The Supreme Court on Wednesday commenced hearing to examine the constitutional validity of various aspects of a provision of the Citizenship Act 1955, including the cut-off date for awarding citizenship to Bangladeshi immigrants in Assam.
A five-judge bench headed by Justice Madan B Lokur said it would deal with 13 questions related to the constitutional validity of section 6A of the Act, which were referred to it for consideration by a two-judge bench in December 2014.
Section 6A of the Act relates to special provisions for citizenship of persons covered by the Assam Accord, which was a memorandum of settlement signed between representatives of the Centre and the leaders of Assam movement in August 1985.
The bench, also comprising Justices R K Agrawal, P C Pant, D Y Chandrachud and Ashok Bhushan, said that apart from these 13 questions, it might also deal with related issues raised by the parties if required.
The apex court asked the Centre and other concerned parties, including Assam government, to file their written submissions in the matter by May 1 and fixed the matter for hearing on May 8.
It said after going through the written submissions, it would decide on the dates when the matter would be heard in detail.
“All the parties will file their written submissions on or before May 1… With regard to the time that will be required for hearing, there seems to be some impression that the hearing will take considerable time,” the bench said.
“We will consider it after going through the written submissions filed by the parties,” it said.
In December 2014, a two-judge bench of the apex court had framed 13 questions for deliberation by a larger bench which included as to whether section 6A violates the Articles of the Constitution by diluting the political rights of citizens of Assam.
It had also framed a question about scope of fundamental right contained in Article 29(1), relating to the right to conserve a distinct language, script or culture, and also about the meaning of expressions ‘culture’ and ‘conserve’.
The two-judge bench had formulated questions whether section 6A violates Article 14 (equality before law) and 21 (right to life) of the Constitution.
“Whether section 6 A violates the basic premise of the Constitution and the Citizenship Act in that it permits citizens who have allegedly not lost their citizenship of East Pakistan (now Bangladesh) to become deemed citizens of India, thereby conferring dual citizenship to such persons,” it had said.
During the hearing today, senior advocate Shyam Divan, appearing for one of the petitioners, told the bench that the main issue relates to challenge to the vires of section 6A of the Act.
The bench was told that these 13 questions were framed by the two-judge bench after the parties had given their suggestions on the issue.
The apex court initially told the parties that it would start hearing the matter in summer vacation from May 11 and the arguments might be concluded by May 19.
The lawyers, however, said that arguments would take time after which the bench said it would go through the written submissions and would then decide on May 8 about the dates for hearing the matter.

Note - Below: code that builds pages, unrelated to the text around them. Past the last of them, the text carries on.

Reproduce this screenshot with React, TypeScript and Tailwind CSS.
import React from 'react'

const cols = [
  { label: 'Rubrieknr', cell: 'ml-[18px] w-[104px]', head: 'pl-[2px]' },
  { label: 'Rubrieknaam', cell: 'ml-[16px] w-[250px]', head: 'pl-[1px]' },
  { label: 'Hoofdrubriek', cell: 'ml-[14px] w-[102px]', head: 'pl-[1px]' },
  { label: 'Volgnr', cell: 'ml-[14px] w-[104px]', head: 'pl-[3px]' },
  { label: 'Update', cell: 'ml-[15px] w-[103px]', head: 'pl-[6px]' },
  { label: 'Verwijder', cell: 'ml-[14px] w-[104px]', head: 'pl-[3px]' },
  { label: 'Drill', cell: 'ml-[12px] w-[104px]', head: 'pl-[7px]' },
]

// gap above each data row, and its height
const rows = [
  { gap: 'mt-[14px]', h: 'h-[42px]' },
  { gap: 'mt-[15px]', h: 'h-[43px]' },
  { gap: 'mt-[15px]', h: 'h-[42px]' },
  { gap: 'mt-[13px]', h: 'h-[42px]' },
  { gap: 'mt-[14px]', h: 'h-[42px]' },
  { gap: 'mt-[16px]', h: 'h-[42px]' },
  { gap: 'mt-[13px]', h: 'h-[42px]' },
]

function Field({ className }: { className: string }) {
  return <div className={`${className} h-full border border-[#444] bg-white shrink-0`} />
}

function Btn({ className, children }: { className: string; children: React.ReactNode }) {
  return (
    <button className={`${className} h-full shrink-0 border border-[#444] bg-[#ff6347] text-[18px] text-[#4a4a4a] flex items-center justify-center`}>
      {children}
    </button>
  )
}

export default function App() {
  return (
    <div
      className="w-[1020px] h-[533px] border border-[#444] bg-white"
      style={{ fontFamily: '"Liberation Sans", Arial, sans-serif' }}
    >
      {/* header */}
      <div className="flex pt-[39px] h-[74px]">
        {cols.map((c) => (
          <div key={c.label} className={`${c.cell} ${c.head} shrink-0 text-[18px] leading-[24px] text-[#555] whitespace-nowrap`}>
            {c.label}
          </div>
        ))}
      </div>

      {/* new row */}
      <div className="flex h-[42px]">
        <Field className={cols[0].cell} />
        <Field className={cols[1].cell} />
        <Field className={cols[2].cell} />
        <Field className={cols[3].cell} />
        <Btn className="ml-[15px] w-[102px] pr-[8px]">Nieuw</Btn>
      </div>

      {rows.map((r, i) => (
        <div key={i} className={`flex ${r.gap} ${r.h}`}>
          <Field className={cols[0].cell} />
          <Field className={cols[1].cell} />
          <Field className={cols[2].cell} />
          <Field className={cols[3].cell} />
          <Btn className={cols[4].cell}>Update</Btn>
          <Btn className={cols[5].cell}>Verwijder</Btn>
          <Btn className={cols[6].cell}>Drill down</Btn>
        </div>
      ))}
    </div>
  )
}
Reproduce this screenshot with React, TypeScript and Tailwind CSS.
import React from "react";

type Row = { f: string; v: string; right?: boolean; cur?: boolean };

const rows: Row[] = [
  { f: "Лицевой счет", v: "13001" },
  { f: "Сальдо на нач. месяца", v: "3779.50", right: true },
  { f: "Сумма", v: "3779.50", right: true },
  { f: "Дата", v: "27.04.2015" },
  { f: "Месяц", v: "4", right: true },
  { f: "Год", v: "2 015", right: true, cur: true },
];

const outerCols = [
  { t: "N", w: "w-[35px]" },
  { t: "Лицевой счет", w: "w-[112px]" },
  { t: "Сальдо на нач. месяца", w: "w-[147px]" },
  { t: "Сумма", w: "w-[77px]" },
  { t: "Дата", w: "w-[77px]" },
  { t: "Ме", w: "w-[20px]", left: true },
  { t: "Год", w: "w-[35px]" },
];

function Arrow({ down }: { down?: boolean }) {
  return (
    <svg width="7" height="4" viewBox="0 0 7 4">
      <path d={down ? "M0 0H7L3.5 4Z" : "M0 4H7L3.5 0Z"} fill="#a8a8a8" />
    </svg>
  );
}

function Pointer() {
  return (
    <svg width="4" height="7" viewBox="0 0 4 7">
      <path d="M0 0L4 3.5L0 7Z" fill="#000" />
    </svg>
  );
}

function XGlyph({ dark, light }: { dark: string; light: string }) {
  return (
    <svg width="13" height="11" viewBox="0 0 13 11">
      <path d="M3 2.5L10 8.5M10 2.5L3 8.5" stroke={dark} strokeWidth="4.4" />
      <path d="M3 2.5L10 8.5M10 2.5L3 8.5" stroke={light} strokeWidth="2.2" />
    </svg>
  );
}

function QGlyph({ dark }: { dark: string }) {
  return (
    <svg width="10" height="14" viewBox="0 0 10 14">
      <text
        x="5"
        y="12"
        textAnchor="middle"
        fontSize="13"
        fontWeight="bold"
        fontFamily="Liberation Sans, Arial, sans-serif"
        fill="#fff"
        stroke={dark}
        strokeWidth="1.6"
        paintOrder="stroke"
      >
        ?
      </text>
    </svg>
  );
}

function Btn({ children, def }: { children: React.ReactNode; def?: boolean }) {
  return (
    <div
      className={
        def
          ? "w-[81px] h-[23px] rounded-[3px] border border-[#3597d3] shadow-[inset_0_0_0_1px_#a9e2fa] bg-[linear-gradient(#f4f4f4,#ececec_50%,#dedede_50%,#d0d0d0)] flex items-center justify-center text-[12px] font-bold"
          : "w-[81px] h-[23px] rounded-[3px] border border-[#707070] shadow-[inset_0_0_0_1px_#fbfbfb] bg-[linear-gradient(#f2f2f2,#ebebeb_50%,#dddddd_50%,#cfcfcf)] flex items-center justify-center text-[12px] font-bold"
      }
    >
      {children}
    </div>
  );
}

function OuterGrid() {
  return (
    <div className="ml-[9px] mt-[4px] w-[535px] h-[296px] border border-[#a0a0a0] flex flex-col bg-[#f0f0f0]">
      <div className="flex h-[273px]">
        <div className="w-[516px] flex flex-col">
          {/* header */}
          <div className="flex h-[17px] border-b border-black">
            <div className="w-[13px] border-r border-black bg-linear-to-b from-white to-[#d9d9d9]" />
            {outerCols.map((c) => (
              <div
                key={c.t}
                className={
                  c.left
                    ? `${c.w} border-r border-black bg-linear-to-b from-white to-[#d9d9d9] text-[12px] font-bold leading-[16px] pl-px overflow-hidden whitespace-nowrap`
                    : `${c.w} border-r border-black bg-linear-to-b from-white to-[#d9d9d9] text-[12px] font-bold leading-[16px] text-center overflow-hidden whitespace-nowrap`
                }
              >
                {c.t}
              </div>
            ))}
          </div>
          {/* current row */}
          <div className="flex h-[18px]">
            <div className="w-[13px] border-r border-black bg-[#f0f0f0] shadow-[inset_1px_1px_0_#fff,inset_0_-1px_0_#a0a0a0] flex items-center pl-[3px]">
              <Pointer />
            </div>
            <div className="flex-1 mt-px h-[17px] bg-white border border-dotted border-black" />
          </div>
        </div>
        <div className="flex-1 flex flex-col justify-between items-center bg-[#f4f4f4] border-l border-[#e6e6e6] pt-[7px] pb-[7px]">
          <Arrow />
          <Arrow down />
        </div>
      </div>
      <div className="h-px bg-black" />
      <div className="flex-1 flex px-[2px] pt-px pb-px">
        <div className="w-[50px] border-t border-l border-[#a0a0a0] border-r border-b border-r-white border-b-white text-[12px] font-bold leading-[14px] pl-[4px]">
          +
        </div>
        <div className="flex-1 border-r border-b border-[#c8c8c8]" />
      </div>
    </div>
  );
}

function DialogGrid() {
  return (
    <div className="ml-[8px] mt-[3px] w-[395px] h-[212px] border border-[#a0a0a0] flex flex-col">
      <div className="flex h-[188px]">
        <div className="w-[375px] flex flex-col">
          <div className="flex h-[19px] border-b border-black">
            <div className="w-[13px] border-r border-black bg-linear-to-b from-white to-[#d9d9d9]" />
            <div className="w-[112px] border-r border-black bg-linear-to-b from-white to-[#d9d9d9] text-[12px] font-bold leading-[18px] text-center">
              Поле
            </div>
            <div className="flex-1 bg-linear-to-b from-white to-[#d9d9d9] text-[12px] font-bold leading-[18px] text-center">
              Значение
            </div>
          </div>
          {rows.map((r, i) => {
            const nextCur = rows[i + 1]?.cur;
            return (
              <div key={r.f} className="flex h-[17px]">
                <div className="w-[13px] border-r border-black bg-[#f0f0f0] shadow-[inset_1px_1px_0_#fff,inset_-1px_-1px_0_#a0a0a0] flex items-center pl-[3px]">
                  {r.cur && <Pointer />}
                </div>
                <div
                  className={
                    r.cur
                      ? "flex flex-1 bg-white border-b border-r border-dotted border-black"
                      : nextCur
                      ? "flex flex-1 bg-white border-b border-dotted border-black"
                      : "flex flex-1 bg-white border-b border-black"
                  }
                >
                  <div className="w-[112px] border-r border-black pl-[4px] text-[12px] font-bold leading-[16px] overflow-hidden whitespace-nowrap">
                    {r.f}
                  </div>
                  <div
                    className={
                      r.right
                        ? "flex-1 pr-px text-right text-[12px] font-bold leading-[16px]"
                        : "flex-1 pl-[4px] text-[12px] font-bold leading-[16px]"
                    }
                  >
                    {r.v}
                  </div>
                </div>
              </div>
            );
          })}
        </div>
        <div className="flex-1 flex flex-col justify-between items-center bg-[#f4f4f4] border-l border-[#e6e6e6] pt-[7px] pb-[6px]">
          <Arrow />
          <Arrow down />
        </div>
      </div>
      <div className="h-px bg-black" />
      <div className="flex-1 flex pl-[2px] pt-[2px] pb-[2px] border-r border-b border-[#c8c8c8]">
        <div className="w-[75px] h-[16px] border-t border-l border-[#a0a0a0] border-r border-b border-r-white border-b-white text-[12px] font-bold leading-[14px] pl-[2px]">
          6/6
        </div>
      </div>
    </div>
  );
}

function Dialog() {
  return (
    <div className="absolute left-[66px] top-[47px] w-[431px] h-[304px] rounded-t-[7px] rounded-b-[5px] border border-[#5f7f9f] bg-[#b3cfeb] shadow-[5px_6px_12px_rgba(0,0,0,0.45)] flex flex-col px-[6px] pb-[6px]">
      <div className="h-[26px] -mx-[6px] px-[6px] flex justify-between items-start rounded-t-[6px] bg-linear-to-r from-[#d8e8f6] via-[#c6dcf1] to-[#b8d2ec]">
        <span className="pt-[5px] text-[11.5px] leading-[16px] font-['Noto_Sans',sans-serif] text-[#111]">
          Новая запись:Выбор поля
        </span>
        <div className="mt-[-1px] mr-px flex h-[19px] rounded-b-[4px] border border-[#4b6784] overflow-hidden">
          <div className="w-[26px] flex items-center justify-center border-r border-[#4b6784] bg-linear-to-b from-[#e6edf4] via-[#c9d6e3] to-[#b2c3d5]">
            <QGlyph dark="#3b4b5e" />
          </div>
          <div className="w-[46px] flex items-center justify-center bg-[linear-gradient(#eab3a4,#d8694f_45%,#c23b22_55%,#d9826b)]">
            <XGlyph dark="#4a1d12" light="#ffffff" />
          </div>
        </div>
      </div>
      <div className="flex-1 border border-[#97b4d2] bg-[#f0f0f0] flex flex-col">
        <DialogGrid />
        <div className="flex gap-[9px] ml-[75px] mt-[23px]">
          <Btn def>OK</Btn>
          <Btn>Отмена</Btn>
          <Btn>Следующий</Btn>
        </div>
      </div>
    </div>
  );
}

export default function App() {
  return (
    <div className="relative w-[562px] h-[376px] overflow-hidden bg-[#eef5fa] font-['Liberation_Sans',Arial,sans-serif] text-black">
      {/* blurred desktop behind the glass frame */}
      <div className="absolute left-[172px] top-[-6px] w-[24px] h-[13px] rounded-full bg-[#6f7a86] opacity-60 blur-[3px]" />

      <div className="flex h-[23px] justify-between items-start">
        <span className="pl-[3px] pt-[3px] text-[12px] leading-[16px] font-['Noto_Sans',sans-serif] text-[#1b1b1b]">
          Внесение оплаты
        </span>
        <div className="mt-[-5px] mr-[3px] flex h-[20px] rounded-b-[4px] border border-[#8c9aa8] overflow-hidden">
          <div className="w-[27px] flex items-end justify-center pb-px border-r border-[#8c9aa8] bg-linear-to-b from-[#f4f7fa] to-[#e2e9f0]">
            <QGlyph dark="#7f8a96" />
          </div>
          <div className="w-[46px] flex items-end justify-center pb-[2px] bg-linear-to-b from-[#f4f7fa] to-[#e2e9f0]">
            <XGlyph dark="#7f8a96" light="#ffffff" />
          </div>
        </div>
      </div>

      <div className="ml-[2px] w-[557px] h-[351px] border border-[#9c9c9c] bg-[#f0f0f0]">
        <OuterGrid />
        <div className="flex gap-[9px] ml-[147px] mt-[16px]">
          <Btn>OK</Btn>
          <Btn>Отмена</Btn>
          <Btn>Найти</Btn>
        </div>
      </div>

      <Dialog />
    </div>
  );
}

The two-judge bench, which was hearing various petition arising out of its judgement on PILs on influx of illegal Bangladeshi migrants to Assam, had decided to keep monitoring the implementation of directions given by it earlier.
It had earlier passed a slew of directions, including an order to the Centre to complete the fencing work along the India-Bangladesh border within three months to check cross-border influx of illegal Bangladesh nationals into Assam and streamline the process to deport them back.
The apex court’s December 2014 verdict had come on the pleas of Assam Sanmilita Mahasangha, Assam Public Works and All Assam Ahom Association filed in the aftermath of large-scale riots in 2012 and 2014 resulting in the death of a large number of persons.
In their writ petition, the petitioners have said the sovereignty and integrity of India is itself at stake as a massive influx of illegal migrants from a neighbouring country has affected the core constitutional value.